Eight or nine years ago, I came across a worn copy of Night Watch by Terry Pratchett, in a small town library somewhere in WA. It slipped its way past the first few blockades of my early adolescent tastes by ostensibly being a story about time travel, and in that respect I was probably disappointed; it lacked the Doctor Who-ish, Heinleinesque paradoxical hijinkery I had been looking for.

Instead, what I got was a sort of essay on sensible humanism wrapped in fantasy tropes to make it go down easy. It was a character study of a misanthrope and the city he protected so doggedly, and it was, at times, very grim but very heartfelt. And, it was funny— funny in a way nothing I had read before had been.  Night Watch was not the best introduction to the (bythatpoint) cosmically vast Discworld series, heavy with its established characters and continuing story threads; but I was captivated all the same. I finished it the same day and spent the next year ordering every scrap of Pratchett’s work I could find through local libraries — my favourites being the audiobooks read by Nigel Planer, which I listened to so often I could recite them, ridiculous accents included.
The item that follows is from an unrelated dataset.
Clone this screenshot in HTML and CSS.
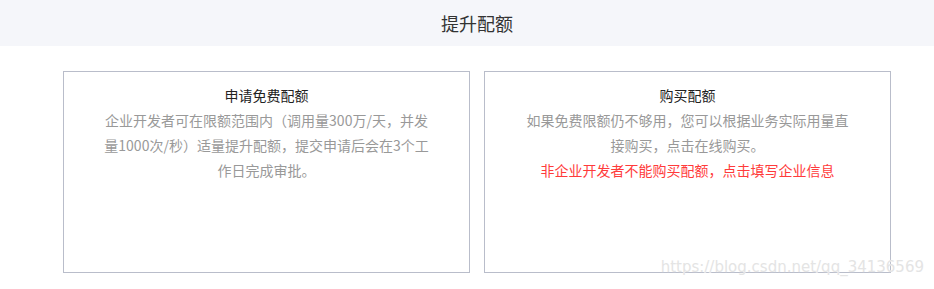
FILE: index.html
```html
<!DOCTYPE html>
<html lang="zh-CN">
<head>
    <meta charset="UTF-8">
    <meta name="viewport" content="width=device-width, initial-scale=1.0">
    <title>提升配额</title>
    <link rel="stylesheet" href="styles.css">
</head>
<body>
    <!-- Header -->
    <header class="page-header">
        <div class="container">
            <h1 class="page-title">提升配额</h1>
        </div>
    </header>

    <!-- Quota options -->
    <main class="container quota-list">
        <section class="quota-card">
            <h2 class="quota-title">申请免费配额</h2>
            <p class="quota-desc">企业开发者可在限额范围内（调用量300万/天，并发量1000次/秒）适量提升配额，提交申请后会在3个工作日完成审批。</p>
        </section>
        <section class="quota-card">
            <h2 class="quota-title">购买配额</h2>
            <p class="quota-desc">如果免费限额仍不够用，您可以根据业务实际用量直接购买，点击在线购买。</p>
            <p class="quota-warn">非企业开发者不能购买配额，点击填写企业信息</p>
        </section>
    </main>

    <div class="watermark">https://blog.csdn.net/qq_34136569</div>
</body>
</html>
```

FILE: styles.css
```css
/* Base styles */
body {
    margin: 0;
    padding: 0;
    font-family: "Noto Sans CJK SC", "Noto Sans", sans-serif;
    background-color: #fff;
    color: #333;
    position: relative;
    height: 289px;
    overflow: hidden;
}

.container {
    width: 828px;
    margin-left: 63px;
}

/* Header */
.page-header {
    background-color: #f5f6fa;
    height: 46px;
}

.page-title {
    margin: 0;
    font-size: 18px;
    font-weight: normal;
    line-height: 46px;
    text-align: center;
    color: #333;
}

/* Quota cards */
.quota-list {
    display: flex;
    gap: 14px;
    margin-top: 25px;
}

.quota-card {
    width: 407px;
    height: 202px;
    box-sizing: border-box;
    border: 1px solid #b9bdca;
    padding: 11px 40px 0;
    text-align: center;
    font-size: 14px;
    line-height: 25px;
}

.quota-title {
    margin: 0;
    font-size: 14px;
    font-weight: normal;
    color: #222;
}

.quota-desc {
    margin: 0;
    color: #999;
}

.quota-warn {
    margin: 0;
    color: #ff3b3b;
}

/* Watermark */
.watermark {
    position: absolute;
    right: 10px;
    top: 258px;
    font-family: "DejaVu Sans", sans-serif;
    font-size: 15px;
    color: #e4e4e4;
    text-shadow: 0 0 1px #fff;
    pointer-events: none;
}
```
Comparisons are always made between Sir Terry’s style and that of Douglas Adams, author of that other single greatest series on Earth, and superficially, they’re appropriate. Both were happy enough to ignore conventions of viewpoint and even relevance to the story if they thought it would be funny, and both were making fun of the strangely restrictive and apparently arbitrary mindsets of their fellow humans. Both also delighted in silly names— but in Pratchett’s work, the characters attached to those names were people, not just punchlines. The lessons delivered as part of some satirical comment on the real world led to growth and change in his characters and his universe, and that gave them an emotional punch that Adams’ writing never fully had. Even in the silliest settings, like the Egypt-analogue Djelibeybi (which took me a few days to get as a teenager, sadly) or in stories that start as outright parodies of, say, Shakespeare, or of the sword and sandal fantasy of Robert E. Howard, by the end of the book there was always a legitimate sense of payoff. In a way, Pratchett was creating the world that he thought should exist by placing problems in his sandbox, and then approaching them with the cynical humanism that marked everything he wrote.

This attitude to fiction is most obvious in the development of Ankh-Morpork. The city was first introduced in The Colour of Magic as a Dungeons and Dragons-style wretched hive of criminals and self-interested denizens, with a river so polluted you couldn’t drown in it, only suffocate. When we returned to the city in following novels, it wasn’t that the criminals had disappeared, the citizens had become a more civic-minded, or the river Ankh less polluted. This state was part of its fundamental nature and was fertile ground for a great deal of humour. Over the course of the entire Discworld series though, it underwent a number of social and industrial revolutions as Pratchett determined to skewer this or that aspect of modern life – tabloid journalism, or religious extremism. The cumulative effect was to create a fantasy icon that felt like a real city. Every time a new novel returned to Ankh-Morpork these elements had been incorporated into its black, rotten heart— and it was a better place for it.

If Ankh-Morpork represented the world as Pratchett wanted to see it, then Samuel Vimes and Granny Weatherwax are the characters that epitomise the worldview that informed his writing. Both are deeply cynical, misanthropic and intolerant; both are deeply flawed and at times quite stupid, but both are also devoted to upholding a code of ethics and fighting injustice, with an almost Kantian desire to do Right, despite any personal misgivings. Pratchett was always keen to point out the fallibility of his heroes— whether parodically or seriously— and the most severe flaw anyone could suffer under his pen was to be stupid. More often than not, his villains were driven by their own wilful stupidity and desire to resist sensible reform. On the flip side, his heroes were defined more by their attitude and outlook than superpowers or destiny. Sure, more classical action-fantasy protagonists exist on the Disc, but they are regarded with the cautious derision that one might accord especially stupid narcissists and sociopaths. What Terry Pratchett fought against was every kind of exceptionalism in his writing— arguing that all anyone really needs to make the world that little bit better is a healthy amount of cynicism, some common sense, and a desire to do some good, somewhere. For that thoroughly sensible moral education, I am grateful to him, and will miss him a great deal.